-------- Given entries --------

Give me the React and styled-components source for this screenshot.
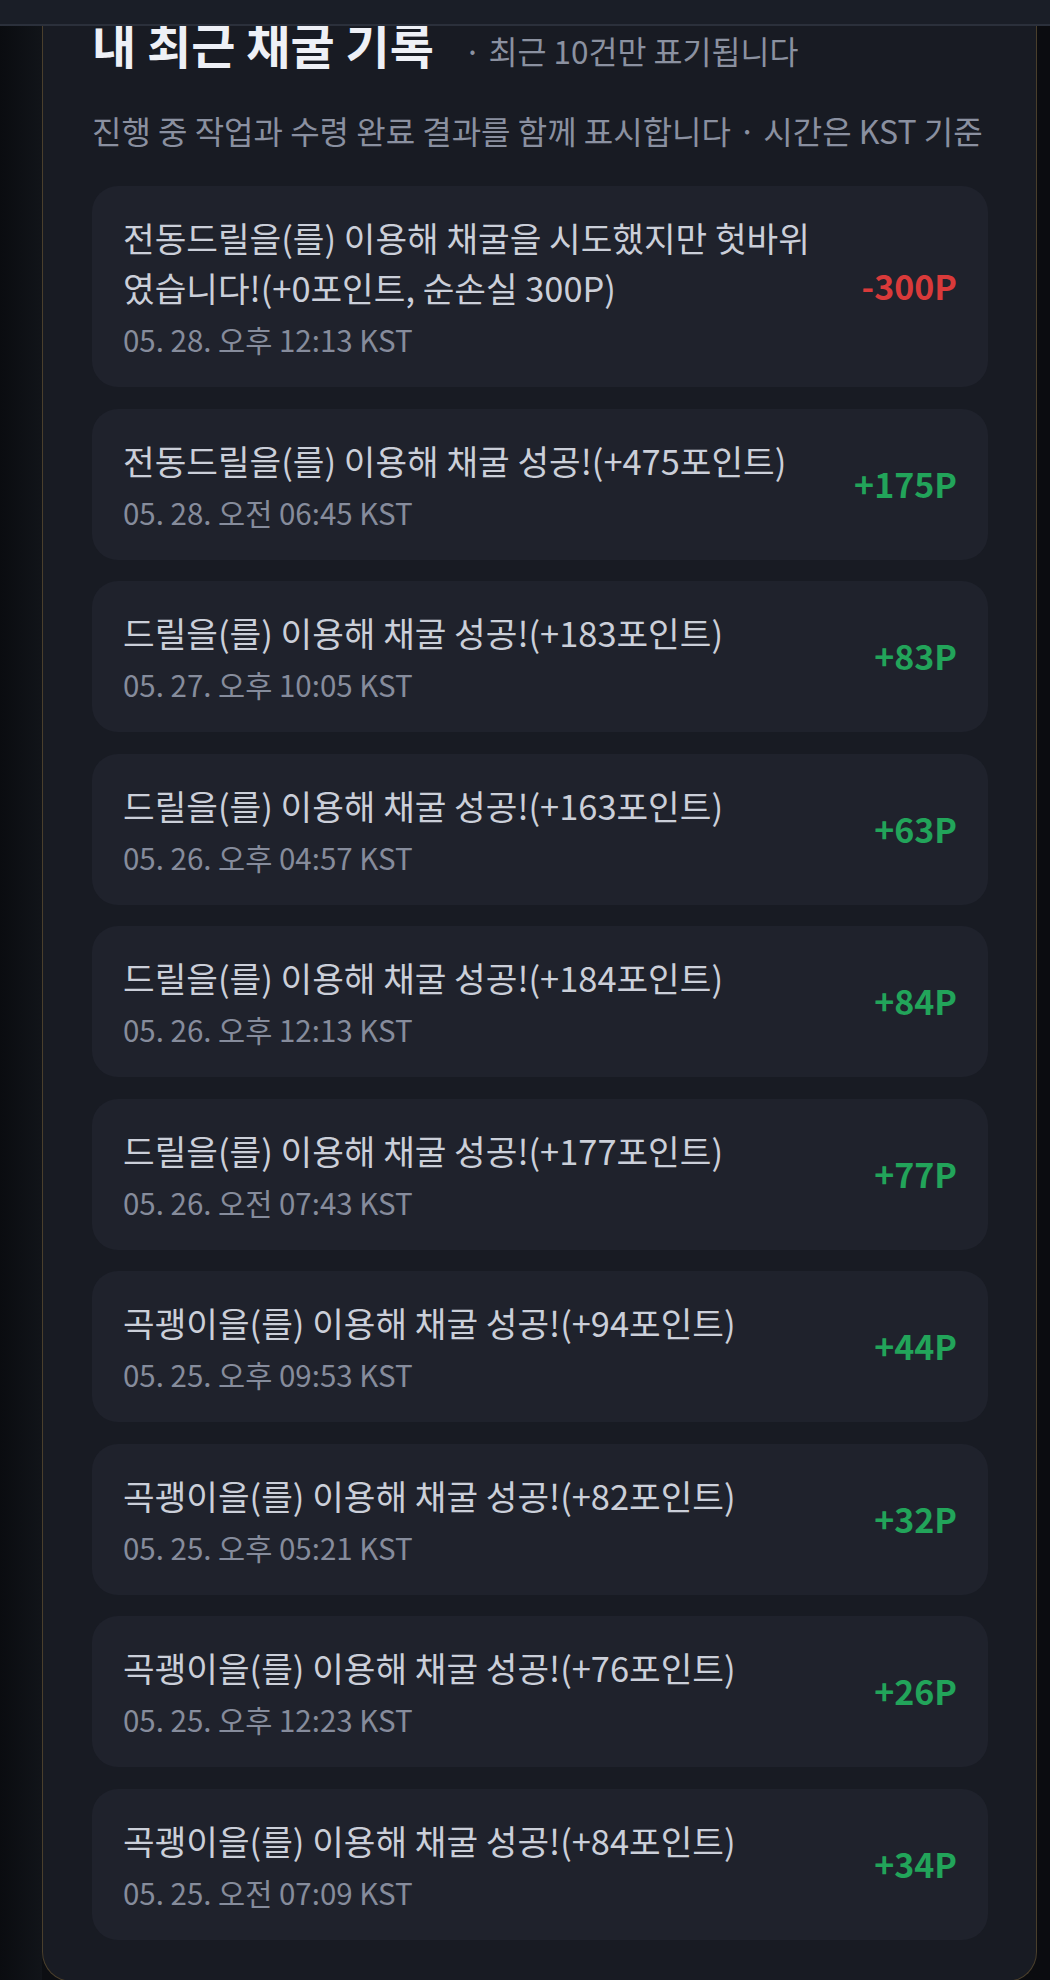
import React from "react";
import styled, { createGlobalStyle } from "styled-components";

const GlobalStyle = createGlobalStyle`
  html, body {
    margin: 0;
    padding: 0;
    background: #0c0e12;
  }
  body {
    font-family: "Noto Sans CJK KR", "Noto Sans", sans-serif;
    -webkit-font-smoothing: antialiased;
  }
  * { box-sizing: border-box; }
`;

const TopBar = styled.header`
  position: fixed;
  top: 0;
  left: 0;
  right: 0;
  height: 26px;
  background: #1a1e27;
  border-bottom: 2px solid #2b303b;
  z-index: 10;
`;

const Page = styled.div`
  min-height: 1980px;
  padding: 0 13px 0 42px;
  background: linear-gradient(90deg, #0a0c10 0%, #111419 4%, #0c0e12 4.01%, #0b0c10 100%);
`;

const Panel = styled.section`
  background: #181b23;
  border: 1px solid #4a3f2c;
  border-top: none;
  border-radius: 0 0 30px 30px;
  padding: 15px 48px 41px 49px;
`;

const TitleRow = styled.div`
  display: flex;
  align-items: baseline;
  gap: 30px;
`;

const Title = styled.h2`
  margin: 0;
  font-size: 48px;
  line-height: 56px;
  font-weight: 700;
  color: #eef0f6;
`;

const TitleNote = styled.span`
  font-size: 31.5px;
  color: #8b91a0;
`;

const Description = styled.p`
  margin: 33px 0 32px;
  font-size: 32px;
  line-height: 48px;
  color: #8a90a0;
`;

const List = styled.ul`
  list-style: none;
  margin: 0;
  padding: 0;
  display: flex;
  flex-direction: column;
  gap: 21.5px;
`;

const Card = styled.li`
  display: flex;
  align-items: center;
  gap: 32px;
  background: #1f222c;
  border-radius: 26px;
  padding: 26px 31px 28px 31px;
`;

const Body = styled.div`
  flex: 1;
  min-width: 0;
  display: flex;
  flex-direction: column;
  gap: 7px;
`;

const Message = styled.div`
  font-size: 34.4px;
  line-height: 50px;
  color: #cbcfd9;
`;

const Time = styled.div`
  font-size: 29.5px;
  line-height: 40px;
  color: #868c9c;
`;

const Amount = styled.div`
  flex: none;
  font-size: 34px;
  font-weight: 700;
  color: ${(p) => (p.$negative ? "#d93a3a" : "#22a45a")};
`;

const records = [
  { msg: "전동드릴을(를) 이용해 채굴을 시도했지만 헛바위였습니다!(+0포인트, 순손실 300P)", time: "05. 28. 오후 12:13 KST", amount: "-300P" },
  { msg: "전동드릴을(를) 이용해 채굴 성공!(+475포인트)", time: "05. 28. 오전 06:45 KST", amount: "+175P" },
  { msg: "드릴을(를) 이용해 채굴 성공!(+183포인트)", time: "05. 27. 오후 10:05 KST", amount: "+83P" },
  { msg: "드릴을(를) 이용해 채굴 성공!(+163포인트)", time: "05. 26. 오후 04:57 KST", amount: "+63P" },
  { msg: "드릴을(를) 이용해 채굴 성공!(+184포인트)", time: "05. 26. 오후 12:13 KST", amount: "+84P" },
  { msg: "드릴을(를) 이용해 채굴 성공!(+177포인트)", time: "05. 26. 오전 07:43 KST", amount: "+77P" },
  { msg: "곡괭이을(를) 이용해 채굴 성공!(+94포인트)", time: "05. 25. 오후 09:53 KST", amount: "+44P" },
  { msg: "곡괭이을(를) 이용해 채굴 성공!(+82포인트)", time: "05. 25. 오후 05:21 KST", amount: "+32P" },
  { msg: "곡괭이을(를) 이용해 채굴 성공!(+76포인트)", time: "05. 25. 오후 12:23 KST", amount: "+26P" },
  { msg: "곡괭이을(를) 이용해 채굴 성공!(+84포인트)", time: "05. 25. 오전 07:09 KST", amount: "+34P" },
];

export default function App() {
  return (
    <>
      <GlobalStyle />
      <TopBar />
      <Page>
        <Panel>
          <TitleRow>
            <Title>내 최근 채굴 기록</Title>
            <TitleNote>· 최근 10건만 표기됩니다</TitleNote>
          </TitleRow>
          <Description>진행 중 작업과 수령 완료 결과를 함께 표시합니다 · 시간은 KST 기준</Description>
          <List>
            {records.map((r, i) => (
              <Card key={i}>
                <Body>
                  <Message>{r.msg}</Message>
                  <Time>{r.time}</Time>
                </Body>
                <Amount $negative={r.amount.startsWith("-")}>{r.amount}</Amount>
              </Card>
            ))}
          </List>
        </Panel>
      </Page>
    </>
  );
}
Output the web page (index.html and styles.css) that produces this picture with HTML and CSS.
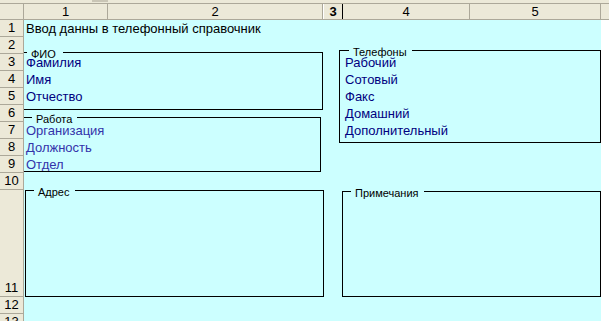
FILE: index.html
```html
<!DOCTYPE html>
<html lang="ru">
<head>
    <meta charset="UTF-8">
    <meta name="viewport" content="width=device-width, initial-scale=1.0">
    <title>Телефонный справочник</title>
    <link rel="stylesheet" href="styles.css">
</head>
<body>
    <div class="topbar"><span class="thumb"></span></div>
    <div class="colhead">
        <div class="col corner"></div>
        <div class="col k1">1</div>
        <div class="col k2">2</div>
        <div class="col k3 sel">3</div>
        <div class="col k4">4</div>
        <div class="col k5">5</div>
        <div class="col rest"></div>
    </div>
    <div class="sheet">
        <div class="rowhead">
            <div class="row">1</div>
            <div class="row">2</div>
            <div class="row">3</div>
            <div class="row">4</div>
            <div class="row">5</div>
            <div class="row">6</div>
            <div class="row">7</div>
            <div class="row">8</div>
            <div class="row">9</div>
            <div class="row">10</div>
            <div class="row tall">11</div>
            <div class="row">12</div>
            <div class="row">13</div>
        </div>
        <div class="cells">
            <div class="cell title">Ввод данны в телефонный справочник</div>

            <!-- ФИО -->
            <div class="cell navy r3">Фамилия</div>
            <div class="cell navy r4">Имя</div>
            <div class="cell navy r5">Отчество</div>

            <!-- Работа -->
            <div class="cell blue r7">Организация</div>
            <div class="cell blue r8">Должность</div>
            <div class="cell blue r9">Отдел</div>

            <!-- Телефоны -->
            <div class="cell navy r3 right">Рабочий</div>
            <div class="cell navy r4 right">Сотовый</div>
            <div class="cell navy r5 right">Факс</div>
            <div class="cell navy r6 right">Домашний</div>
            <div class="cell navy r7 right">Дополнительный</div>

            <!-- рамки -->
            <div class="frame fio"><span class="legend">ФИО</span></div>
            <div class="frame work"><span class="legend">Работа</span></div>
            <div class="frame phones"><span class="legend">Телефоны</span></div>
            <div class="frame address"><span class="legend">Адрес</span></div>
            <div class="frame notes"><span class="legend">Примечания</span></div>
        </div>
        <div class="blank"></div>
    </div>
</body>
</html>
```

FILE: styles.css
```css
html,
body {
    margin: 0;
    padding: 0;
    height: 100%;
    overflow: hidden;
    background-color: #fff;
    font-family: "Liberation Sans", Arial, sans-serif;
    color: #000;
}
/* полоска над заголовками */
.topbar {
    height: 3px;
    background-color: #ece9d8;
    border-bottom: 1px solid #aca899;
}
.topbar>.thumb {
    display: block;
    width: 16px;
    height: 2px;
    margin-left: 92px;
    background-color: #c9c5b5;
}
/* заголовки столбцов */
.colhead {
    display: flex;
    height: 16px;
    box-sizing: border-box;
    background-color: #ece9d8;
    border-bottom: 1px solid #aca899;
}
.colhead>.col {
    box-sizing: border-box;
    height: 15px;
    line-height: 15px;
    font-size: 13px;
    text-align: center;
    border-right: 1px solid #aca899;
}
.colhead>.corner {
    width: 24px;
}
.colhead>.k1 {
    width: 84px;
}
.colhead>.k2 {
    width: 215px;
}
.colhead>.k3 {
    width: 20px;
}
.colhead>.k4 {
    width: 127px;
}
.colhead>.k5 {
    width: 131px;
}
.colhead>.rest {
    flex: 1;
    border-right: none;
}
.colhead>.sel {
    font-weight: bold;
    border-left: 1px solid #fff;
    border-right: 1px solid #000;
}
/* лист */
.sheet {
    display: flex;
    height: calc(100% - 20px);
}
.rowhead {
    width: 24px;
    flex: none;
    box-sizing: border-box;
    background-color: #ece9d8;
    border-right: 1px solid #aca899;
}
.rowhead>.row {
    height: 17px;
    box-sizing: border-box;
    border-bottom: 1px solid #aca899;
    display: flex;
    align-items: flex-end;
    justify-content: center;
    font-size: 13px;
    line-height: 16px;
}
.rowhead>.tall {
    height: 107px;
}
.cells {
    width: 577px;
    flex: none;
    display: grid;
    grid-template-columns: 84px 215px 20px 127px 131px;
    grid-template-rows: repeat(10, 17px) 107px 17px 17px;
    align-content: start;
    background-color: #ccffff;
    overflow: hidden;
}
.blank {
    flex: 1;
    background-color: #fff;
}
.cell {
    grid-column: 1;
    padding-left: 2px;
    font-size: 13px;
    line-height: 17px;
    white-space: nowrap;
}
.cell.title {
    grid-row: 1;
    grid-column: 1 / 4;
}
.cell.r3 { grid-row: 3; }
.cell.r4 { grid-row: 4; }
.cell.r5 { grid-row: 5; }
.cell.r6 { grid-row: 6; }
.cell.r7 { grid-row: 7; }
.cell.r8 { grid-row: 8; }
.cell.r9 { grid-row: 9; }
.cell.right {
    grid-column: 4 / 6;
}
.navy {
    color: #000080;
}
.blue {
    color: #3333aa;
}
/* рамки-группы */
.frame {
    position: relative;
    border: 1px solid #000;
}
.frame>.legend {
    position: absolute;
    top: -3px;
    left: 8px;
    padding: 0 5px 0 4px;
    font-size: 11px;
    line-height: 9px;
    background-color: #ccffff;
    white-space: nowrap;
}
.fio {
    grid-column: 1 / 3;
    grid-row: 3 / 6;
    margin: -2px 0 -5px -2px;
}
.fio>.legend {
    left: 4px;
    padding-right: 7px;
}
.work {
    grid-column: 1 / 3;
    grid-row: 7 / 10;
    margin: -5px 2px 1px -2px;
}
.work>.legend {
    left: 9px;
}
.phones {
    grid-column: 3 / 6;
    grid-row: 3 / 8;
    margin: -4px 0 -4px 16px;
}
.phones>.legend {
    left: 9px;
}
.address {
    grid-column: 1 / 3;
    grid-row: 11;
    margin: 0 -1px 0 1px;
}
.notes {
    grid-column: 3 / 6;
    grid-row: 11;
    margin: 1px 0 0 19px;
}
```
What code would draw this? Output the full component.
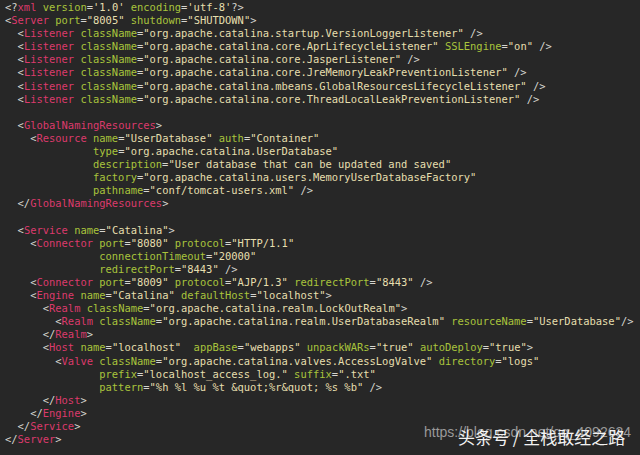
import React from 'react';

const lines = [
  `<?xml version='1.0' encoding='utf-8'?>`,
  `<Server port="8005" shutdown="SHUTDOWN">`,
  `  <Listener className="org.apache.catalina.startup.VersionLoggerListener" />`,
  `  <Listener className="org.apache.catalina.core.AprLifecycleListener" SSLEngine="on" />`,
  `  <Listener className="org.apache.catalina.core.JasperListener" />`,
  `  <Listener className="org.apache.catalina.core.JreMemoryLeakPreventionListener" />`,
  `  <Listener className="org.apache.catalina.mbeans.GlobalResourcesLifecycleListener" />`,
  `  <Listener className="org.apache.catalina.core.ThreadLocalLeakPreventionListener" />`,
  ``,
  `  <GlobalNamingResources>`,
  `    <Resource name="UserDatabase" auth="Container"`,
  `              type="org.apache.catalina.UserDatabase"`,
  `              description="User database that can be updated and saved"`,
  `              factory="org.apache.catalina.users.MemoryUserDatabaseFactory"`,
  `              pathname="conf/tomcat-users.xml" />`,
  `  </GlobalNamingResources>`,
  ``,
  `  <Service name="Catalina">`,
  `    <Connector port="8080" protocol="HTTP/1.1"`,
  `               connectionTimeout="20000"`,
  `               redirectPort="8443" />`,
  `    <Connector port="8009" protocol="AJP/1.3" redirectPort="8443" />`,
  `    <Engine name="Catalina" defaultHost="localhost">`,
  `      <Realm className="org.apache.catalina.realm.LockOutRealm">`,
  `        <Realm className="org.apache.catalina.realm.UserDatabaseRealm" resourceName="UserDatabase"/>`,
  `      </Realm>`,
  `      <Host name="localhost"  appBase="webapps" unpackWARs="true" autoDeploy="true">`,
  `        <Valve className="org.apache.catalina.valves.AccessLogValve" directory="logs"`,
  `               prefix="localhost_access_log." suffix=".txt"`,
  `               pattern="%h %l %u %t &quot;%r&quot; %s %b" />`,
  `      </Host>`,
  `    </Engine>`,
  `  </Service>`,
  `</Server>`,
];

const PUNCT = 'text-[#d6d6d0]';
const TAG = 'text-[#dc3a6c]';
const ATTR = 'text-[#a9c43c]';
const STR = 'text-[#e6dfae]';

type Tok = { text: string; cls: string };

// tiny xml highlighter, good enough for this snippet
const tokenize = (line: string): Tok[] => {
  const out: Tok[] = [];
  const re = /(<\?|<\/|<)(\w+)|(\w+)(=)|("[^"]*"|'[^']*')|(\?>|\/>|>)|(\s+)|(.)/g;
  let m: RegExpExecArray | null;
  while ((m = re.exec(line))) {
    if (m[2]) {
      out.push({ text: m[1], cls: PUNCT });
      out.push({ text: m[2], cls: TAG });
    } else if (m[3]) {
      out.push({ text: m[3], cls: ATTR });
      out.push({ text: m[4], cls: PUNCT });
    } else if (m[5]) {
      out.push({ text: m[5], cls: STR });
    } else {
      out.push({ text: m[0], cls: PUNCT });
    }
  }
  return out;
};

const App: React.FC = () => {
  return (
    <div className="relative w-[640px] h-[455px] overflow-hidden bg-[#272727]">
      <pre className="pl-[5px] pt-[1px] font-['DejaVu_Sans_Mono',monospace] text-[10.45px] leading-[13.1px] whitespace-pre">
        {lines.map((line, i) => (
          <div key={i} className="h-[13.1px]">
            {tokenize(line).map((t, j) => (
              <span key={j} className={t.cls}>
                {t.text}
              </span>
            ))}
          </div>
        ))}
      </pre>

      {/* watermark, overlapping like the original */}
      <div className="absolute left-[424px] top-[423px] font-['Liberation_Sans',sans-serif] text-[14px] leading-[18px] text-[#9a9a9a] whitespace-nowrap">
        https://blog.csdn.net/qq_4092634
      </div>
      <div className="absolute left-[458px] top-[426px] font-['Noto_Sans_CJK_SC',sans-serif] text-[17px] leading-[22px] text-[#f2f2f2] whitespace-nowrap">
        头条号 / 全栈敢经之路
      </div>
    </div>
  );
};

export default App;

--------

What the task asks: Find the word "index" in the entries, and copy every line it shows up in.

Result for this exercise:
  z-index: 10;
Output the web page (index.html and styles.css) that produces this picture with HTML and CSS.
FILE: index.html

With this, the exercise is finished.